Arduino Serial Communications

Updated 22 April 2022

Serial communication is the process of communicating between electronic devices one bit at a time. Serial means one after the other, so we think of serial communications as transferring data one bit at a time, one bit after the other.  A bit is either a Zero or One and a byte is a collection of 8 bits.

A diagram showing a breakdown of one frame of UART communications in a circuitWe use serial communications every time we click the upload button in our IDE. This process is actually displayed on the main board via LED's labeled Tx and Rx (see our fritzing sketch). If the Arduino is receiving bits the Rx pin will flash. If the Arduino is transferring bits, the Tx pin will flash. Every Arduino board has at least one Serial communications chip-on-board, called a UART (Universal asynchronous receiver/transmitter).

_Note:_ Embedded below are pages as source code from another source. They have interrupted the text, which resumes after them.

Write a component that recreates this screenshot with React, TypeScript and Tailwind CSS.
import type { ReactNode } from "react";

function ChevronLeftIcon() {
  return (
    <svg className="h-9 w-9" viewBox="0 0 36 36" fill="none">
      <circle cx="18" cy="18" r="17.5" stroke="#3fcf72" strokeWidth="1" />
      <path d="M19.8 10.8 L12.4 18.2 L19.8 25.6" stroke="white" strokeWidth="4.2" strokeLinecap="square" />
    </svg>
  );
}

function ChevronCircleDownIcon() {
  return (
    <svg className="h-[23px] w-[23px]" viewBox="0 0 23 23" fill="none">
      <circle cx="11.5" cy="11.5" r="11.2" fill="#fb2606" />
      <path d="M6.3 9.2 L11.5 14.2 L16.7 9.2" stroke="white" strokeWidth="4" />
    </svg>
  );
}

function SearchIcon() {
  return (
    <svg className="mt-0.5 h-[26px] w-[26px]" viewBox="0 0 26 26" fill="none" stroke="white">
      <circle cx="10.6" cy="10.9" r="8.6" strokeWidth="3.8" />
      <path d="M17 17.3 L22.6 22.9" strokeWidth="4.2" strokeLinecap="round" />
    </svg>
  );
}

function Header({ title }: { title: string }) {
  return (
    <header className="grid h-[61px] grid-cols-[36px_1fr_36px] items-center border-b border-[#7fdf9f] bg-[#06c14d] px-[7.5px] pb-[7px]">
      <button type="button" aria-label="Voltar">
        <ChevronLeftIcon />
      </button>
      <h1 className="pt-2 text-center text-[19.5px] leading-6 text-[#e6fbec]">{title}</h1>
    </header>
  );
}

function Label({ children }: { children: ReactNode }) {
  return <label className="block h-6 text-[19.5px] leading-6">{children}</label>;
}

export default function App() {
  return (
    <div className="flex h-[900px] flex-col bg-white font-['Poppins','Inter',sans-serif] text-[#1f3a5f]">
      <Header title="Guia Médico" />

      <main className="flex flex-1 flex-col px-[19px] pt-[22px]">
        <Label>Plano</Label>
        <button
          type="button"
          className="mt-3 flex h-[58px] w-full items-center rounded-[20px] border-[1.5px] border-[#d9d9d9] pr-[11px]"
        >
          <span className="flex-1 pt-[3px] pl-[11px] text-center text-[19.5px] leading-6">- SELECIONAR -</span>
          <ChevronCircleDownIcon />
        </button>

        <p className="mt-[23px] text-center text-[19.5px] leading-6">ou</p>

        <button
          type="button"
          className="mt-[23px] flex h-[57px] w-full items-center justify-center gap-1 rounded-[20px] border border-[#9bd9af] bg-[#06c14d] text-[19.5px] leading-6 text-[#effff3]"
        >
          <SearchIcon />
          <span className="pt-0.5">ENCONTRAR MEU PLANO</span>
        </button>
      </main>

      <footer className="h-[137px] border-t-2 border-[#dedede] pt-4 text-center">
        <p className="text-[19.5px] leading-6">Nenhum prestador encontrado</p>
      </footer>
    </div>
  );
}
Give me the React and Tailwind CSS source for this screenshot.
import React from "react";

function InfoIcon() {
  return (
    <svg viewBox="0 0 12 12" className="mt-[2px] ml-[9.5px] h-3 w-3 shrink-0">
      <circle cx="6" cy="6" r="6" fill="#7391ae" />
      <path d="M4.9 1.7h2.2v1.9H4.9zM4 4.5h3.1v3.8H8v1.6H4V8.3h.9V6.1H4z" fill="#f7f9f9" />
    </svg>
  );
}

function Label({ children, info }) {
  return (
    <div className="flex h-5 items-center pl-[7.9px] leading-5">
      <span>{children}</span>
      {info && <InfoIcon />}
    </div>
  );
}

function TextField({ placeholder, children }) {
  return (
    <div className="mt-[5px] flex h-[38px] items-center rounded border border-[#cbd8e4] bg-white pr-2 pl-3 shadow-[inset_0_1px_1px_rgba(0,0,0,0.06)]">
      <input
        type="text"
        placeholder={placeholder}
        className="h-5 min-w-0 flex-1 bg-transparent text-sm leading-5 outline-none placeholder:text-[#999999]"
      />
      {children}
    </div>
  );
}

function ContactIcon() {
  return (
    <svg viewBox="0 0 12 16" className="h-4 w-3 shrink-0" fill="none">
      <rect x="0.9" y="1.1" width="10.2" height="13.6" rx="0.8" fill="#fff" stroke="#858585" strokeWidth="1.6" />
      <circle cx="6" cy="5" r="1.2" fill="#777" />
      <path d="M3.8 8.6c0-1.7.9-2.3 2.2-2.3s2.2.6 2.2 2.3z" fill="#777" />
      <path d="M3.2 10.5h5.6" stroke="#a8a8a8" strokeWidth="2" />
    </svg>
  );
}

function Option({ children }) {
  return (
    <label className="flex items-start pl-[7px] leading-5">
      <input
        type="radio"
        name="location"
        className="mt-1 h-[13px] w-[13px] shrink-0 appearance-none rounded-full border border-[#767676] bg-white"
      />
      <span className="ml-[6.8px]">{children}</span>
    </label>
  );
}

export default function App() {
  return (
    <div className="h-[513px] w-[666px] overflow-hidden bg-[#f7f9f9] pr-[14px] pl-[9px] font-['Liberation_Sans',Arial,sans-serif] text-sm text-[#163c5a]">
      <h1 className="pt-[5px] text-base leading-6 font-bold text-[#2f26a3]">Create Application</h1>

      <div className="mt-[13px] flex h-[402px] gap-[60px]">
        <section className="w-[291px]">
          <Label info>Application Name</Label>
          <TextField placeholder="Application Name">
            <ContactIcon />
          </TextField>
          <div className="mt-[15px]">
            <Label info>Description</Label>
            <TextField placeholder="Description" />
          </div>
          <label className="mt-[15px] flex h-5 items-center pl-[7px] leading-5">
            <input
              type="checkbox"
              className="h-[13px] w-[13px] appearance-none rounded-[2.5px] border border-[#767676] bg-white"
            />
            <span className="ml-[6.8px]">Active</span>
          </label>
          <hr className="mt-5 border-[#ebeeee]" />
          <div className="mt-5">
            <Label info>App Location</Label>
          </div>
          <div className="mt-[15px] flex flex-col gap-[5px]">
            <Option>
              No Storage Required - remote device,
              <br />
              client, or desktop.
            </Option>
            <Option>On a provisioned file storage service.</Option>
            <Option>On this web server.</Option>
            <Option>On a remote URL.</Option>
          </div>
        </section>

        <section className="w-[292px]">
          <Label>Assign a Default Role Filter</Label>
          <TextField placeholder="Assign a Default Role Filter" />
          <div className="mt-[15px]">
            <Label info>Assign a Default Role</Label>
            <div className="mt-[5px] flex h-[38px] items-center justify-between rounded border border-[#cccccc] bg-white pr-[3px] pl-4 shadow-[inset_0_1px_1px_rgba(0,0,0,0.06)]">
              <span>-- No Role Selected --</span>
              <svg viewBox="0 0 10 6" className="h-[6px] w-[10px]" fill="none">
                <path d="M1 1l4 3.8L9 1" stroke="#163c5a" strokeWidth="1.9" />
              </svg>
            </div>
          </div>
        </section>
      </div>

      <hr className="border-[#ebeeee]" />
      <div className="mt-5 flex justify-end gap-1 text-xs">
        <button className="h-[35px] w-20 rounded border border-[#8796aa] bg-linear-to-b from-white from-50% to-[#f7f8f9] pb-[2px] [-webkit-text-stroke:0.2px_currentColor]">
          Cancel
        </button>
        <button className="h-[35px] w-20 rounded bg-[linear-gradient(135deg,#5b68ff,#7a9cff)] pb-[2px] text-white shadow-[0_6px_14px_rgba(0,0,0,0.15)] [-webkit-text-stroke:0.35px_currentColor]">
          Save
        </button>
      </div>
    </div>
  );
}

We have used a synchronous method of data transfer in our SPI tutorial. Now we are looking at the UART which is a piece of hardware that takes away the clock and sends the data at a preset speed. This process requires extra data to be sent in lieu of the reliability that a clock provides. The extra data we send are all mechanisms to ensure error-free data transfers, and they are:

  • Data Bits - This is the actual information we send, can be 5-9 bits long.
  • Synchronization bits - These are the start and stop bits transferred with each chunk of data. They let the receiver know that data is coming and when it has finished transmitting.
  • Parity Bits -  Parity bits are determined using odd or even logic after adding each 1 from the data chunk. It is a method of error checking that slows your data transfer and you will need a method to resend incorrect data.
  • Baud Rate - The baud rate is the speed at which both devices agree to send and receive data at. Think of this as a clock signal that you sent and forget. It is measured in bits per second.

When connecting devices using UARTs the Transfer pin of one device will connect to the Receive pin of the other and vice versa. This is pretty logical when you think about it. We are going to use the USB port on our Arduino to communicate with the Serial Monitor within the Arduino IDE. 

 

Serial functions with the Arduino Uno

Arduino Uno with labelled Tx and Rx LEDs

If you haven’t already done so, grab one of our kits and plug your Arduino into your PC. That's all you need to get going with this tutorial!

Much alike the SPI tutorial, we can use a built-in library to program our Arduino's serial functions. These functions are available without specifically including the library in the opening of your sketch.

The first tool we will be using is the Serial.begin(BAUD RATE VALUE). Remembering that the Baud Rate is a measurement of data transferred over time, bps in particular (bits per second). We can use any value for baud rate in this example as we are going to configure both devices. I'm going to use the value of 9600 here because it's a standard value.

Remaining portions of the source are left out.